What is a DMARC checker? expand_more

A DMARC checker reads the TXT record published at _dmarc.<your-domain> and reports the policy, alignment settings, reporting addresses, and any common configuration mistakes. It tells you what receivers like Gmail, Microsoft, and Yahoo see when they evaluate mail from your domain.

How do I know if my DMARC record is valid? expand_more

A valid DMARC record starts with v=DMARC1, has exactly one policy tag (p=none, p=quarantine, or p=reject), and is published at a single _dmarc subdomain. Running the checker above confirms the syntax, surfaces any duplicate records, and flags missing rua= addresses or weakened sp= sub-policies.

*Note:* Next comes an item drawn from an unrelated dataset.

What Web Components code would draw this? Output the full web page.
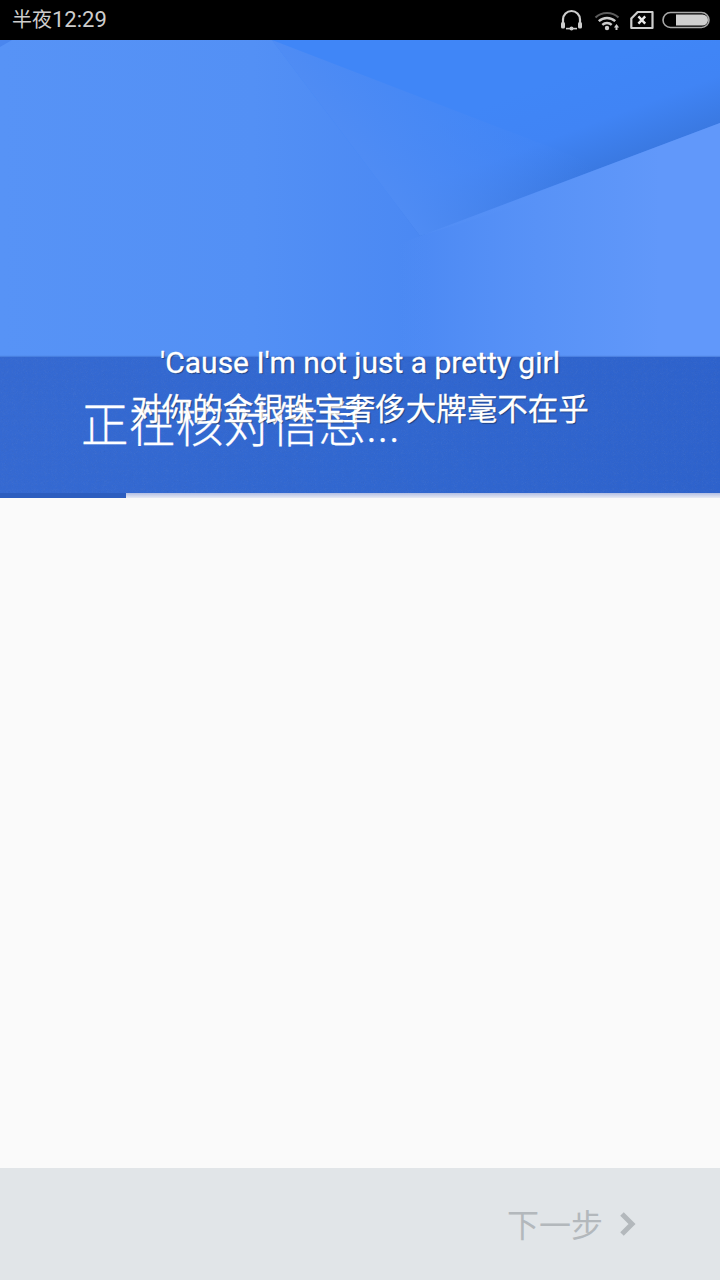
<!DOCTYPE html>
<html lang="zh-CN">
<head>
<meta charset="utf-8">
<title>正在核对信息</title>
<style>
  html, body { margin: 0; padding: 0; background: #fafafa; }
  body { font-family: Roboto, "Noto Sans CJK SC", sans-serif; }
</style>
</head>
<body>
<setup-screen>
  <status-bar slot="status" period="半夜" time="12:29"></status-bar>
  <hero-banner slot="hero" title="正在核对信息..." progress="126"></hero-banner>
  <next-footer slot="footer" label="下一步"></next-footer>
  <lyric-overlay slot="overlay">
    <span>'Cause I'm not just a pretty girl</span>
    <span style="font-size:30.5px">对你的金银珠宝奢侈大牌毫不在乎</span>
  </lyric-overlay>
</setup-screen>

<script>
  class SetupScreen extends HTMLElement {
    constructor() {
      super();
      this.attachShadow({ mode: 'open' });
      this.shadowRoot.innerHTML = `
        <style>
          :host {
            display: flex;
            flex-direction: column;
            position: relative;
            width: 720px;
            height: 1280px;
            overflow: hidden;
            background: #fafafa;
          }
          main { flex: 1; }
        </style>
        <slot name="status"></slot>
        <slot name="hero"></slot>
        <main></main>
        <slot name="footer"></slot>
        <slot name="overlay"></slot>
      `;
    }
  }
  customElements.define('setup-screen', SetupScreen);

  class StatusBar extends HTMLElement {
    constructor() {
      super();
      this.attachShadow({ mode: 'open' });
      this.shadowRoot.innerHTML = `
        <style>
          :host {
            display: flex;
            align-items: center;
            justify-content: space-between;
            height: 40px;
            padding: 0 10px 0 12px;
            background: #000;
            color: #cdcdcd;
            font: 22px/40px Roboto, "Noto Sans CJK SC", sans-serif;
          }
          .period { font-size: 20px; }
          svg { display: block; }
        </style>
        <div><span class="period"></span><span class="time"></span></div>
        <svg width="160" height="40" viewBox="0 0 160 40" fill="none">
          <!-- headset -->
          <path d="M13 27v-7.5a8.5 8.5 0 0 1 17 0V27" stroke="#cdcdcd" stroke-width="2.2"/>
          <rect x="11" y="22" width="4" height="6.5" rx="1.6" fill="#cdcdcd"/>
          <rect x="28" y="22" width="4" height="6.5" rx="1.6" fill="#cdcdcd"/>
          <path d="M16 28.6h11" stroke="#cdcdcd" stroke-width="1.6"/>
          <circle cx="21.5" cy="28.6" r="2" fill="#cdcdcd"/>
          <!-- wifi -->
          <path d="M45.5 17.5a17 17 0 0 1 23 0" stroke="#5c5c5c" stroke-width="2.2"/>
          <path d="M48.8 21.2a12 12 0 0 1 16.4 0" stroke="#cdcdcd" stroke-width="2.4"/>
          <path d="M52.3 24.8a7 7 0 0 1 9.4 0" stroke="#cdcdcd" stroke-width="2.4"/>
          <circle cx="57" cy="28" r="2.2" fill="#cdcdcd"/>
          <path d="M66.5 24l-2.6 3.4h1.6v2.6h2v-2.6h1.6z" fill="#cdcdcd"/>
          <!-- sim card, no service -->
          <path d="M81.3 18.6l6.4-6.6h14.8v16H81.3z" stroke="#cdcdcd" stroke-width="2.2" stroke-linejoin="round"/>
          <path d="M88.4 16.4l6.8 7.2M95.2 16.4l-6.8 7.2" stroke="#e8e8e8" stroke-width="2.4"/>
          <!-- battery -->
          <rect x="113" y="12.5" width="46" height="15" rx="7.5" stroke="#a8a8a8" stroke-width="1.6"/>
          <path d="M126 14.5h26.5a5.5 5.5 0 0 1 0 11H126z" fill="#cfcfcf"/>
        </svg>
      `;
    }

    connectedCallback() {
      this.shadowRoot.querySelector('.period').textContent = this.getAttribute('period');
      this.shadowRoot.querySelector('.time').textContent = this.getAttribute('time');
    }
  }
  customElements.define('status-bar', StatusBar);

  class HeroBanner extends HTMLElement {
    constructor() {
      super();
      this.attachShadow({ mode: 'open' });
      this.shadowRoot.innerHTML = `
        <style>
          :host {
            display: flex;
            flex-direction: column;
            position: relative;
            height: 458px;
            background: #5590f5;
          }
          .art { position: absolute; left: 0; top: 0; }
          .spacer { height: 317px; }
          .band {
            position: relative;
            flex: 1;
            overflow: hidden;
            background: linear-gradient(90deg, #3469d3 0%, #3067d1 50%, #2d62cd 100%);
            box-shadow: 0 -1px 1px rgba(30, 70, 160, 0.25);
          }
          .band svg { position: absolute; left: 0; top: 0; opacity: 0.1; }
          h1 {
            position: relative;
            margin: 0;
            padding: 39px 0 0 81px;
            font: 300 47.5px/60px Roboto, "Noto Sans CJK SC", sans-serif;
            -webkit-text-stroke: 0.3px #fff;
            color: #fff;
          }
          .track {
            position: relative;
            height: 5px;
            background: linear-gradient(#b2bee2, #e8ebf5);
          }
          .bar { height: 100%; background: #2c5dbf; }
        </style>
        <svg class="art" width="720" height="320" viewBox="0 0 720 320">
          <defs>
            <linearGradient id="base" gradientUnits="userSpaceOnUse" x1="0" x2="720" y1="0" y2="0">
              <stop offset="0" stop-color="#5793f6"/>
              <stop offset="0.35" stop-color="#5390f5"/>
              <stop offset="0.6" stop-color="#4a88f3"/>
              <stop offset="1" stop-color="#4a88f3"/>
            </linearGradient>
            <linearGradient id="top" gradientUnits="userSpaceOnUse" x1="565" x2="600" y1="35" y2="128">
              <stop offset="0" stop-color="#4086f7"/>
              <stop offset="0.55" stop-color="#4084f5"/>
              <stop offset="1" stop-color="#3a79e2"/>
            </linearGradient>
            <!-- soft side of the dark shape, blends back into the base colour -->
            <linearGradient id="soft" gradientUnits="userSpaceOnUse" x1="346" x2="490" y1="98" y2="-10">
              <stop offset="0" stop-color="#4f8cf4"/>
              <stop offset="1" stop-color="#4a88f3" stop-opacity="0"/>
            </linearGradient>
            <linearGradient id="right" gradientUnits="userSpaceOnUse" x1="400" x2="660" y1="0" y2="0">
              <stop offset="0" stop-color="#6198fa" stop-opacity="0"/>
              <stop offset="0.6" stop-color="#5c95f8" stop-opacity="0.85"/>
              <stop offset="1" stop-color="#6198fa"/>
            </linearGradient>
          </defs>
          <rect width="720" height="320" fill="url(#base)"/>
          <polygon points="272,0 720,0 720,83 420,196" fill="url(#top)"/>
          <polygon points="272,0 620,134 420,196" fill="url(#soft)"/>
          <polygon points="720,83 720,320 370,320 370,215" fill="url(#right)"/>
          <polygon points="0,0 12,0 0,7" fill="#4a86ee"/>
        </svg>
        <div class="spacer"></div>
        <div class="band">
          <svg width="720" height="136">
            <filter id="grain"><feTurbulence baseFrequency="0.9" numOctaves="2"/><feColorMatrix type="saturate" values="0"/></filter>
            <rect width="720" height="136" filter="url(#grain)"/>
          </svg>
          <h1></h1>
        </div>
        <div class="track"><div class="bar"></div></div>
      `;
    }

    connectedCallback() {
      this.shadowRoot.querySelector('h1').textContent = this.getAttribute('title');
      this.shadowRoot.querySelector('.bar').style.width = this.getAttribute('progress') + 'px';
    }
  }
  customElements.define('hero-banner', HeroBanner);

  class NextFooter extends HTMLElement {
    constructor() {
      super();
      this.attachShadow({ mode: 'open' });
      this.shadowRoot.innerHTML = `
        <style>
          :host {
            display: flex;
            align-items: center;
            justify-content: flex-end;
            gap: 15px;
            height: 112px;
            padding: 0 82px 0 0;
            background: #e1e5e8;
            color: #b3b8bc;
            font: 400 32px/112px "Noto Sans CJK SC", sans-serif;
          }
          .label { position: relative; top: -1px; }
          svg { display: block; }
        </style>
        <span class="label"></span>
        <svg width="20" height="26" viewBox="0 0 20 26" fill="none">
          <path d="M4 3l10 10L4 23" stroke="#b3b8bc" stroke-width="5"/>
        </svg>
      `;
    }

    connectedCallback() {
      this.shadowRoot.querySelector('.label').textContent = this.getAttribute('label');
    }
  }
  customElements.define('next-footer', NextFooter);

  // lyrics float over the banner, not part of the page flow
  class LyricOverlay extends HTMLElement {
    constructor() {
      super();
      this.attachShadow({ mode: 'open' });
      this.shadowRoot.innerHTML = `
        <style>
          :host {
            position: absolute;
            left: 0;
            right: 0;
            top: 340px;
            display: flex;
            flex-direction: column;
            align-items: center;
            gap: 1px;
            color: #fff;
            font: 30px/46px Roboto, "Noto Sans CJK SC", sans-serif;
            -webkit-text-stroke: 0.3px #fff;
            text-shadow: 1px 1px 1px rgba(0, 0, 0, 0.4);
          }
        </style>
        <slot></slot>
      `;
    }
  }
  customElements.define('lyric-overlay', LyricOverlay);
</script>
</body>
</html>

What does “no DMARC record found” mean? expand_more

Receivers cannot find any TXT record (or CNAME chain that resolves to one) at _dmarc.<your-domain>. Without that record, no policy is enforced — attackers can spoof your domain and Gmail/Yahoo will treat your bulk mail with extra suspicion. Publish at least v=DMARC1; p=none; rua=mailto:dmarc@yourdomain to start receiving aggregate reports.

Can I have more than one DMARC record? expand_more

No. RFC 7489 specifies that exactly one DMARC record must exist at _dmarc.<your-domain>. When receivers find two, they ignore both and treat the domain as if no DMARC were published. The checker above flags this as an error.

What is the difference between p=none, p=quarantine and p=reject? expand_more

p=none means receivers send aggregate reports but take no action on failing mail. p=quarantine asks receivers to route failing mail to spam. p=reject tells receivers to drop failing mail at the SMTP layer. Most domains start at p=none for 4–6 weeks, then move to quarantine, then reject as confidence in their sender inventory grows.

Does DMARC work without SPF or DKIM? expand_more

No. DMARC enforces alignment of either SPF or DKIM (and ideally both) against the From: header domain. A domain with neither SPF nor DKIM published will fail DMARC by definition. The minimum viable setup is one published SPF record OR DKIM signing enabled at the sending platform, plus the DMARC TXT record above.

Why do MSPs need continuous DMARC monitoring? expand_more

Client environments change weekly — new marketing platforms come online, SaaS tools rotate sending domains, DKIM keys quietly rotate, SPF records bump past the 10-lookup limit. A point-in-time checker catches the snapshot you take today. Continuous monitoring catches the changes that happen next week before they affect deliverability or client trust.

Example DMARC records

Three real-world DMARC records that show the typical progression from monitoring-only through partial quarantine to full enforcement. Copy any of these as a starting point and adapt the rua= address for your own reporting endpoint.

Monitoring-only (start here)
_dmarc.example.com  TXT  v=DMARC1; p=none; rua=mailto:[email protected]; pct=100
Receives aggregate reports without affecting deliverability. Use during the first 4–6 weeks while you inventory legitimate senders.
Phased quarantine (50% of mail)
_dmarc.example.com  TXT  v=DMARC1; p=quarantine; rua=mailto:[email protected]; adkim=s; aspf=s; pct=50
Quarantines half of failing mail with strict SPF and DKIM alignment. Raise pct= incrementally (25 → 50 → 75 → 100) as confidence grows.
Full enforcement (p=reject)
_dmarc.example.com  TXT  v=DMARC1; p=reject; rua=mailto:[email protected]; sp=reject
Full DMARC enforcement at the apex and across subdomains. The end-state for any production sending domain.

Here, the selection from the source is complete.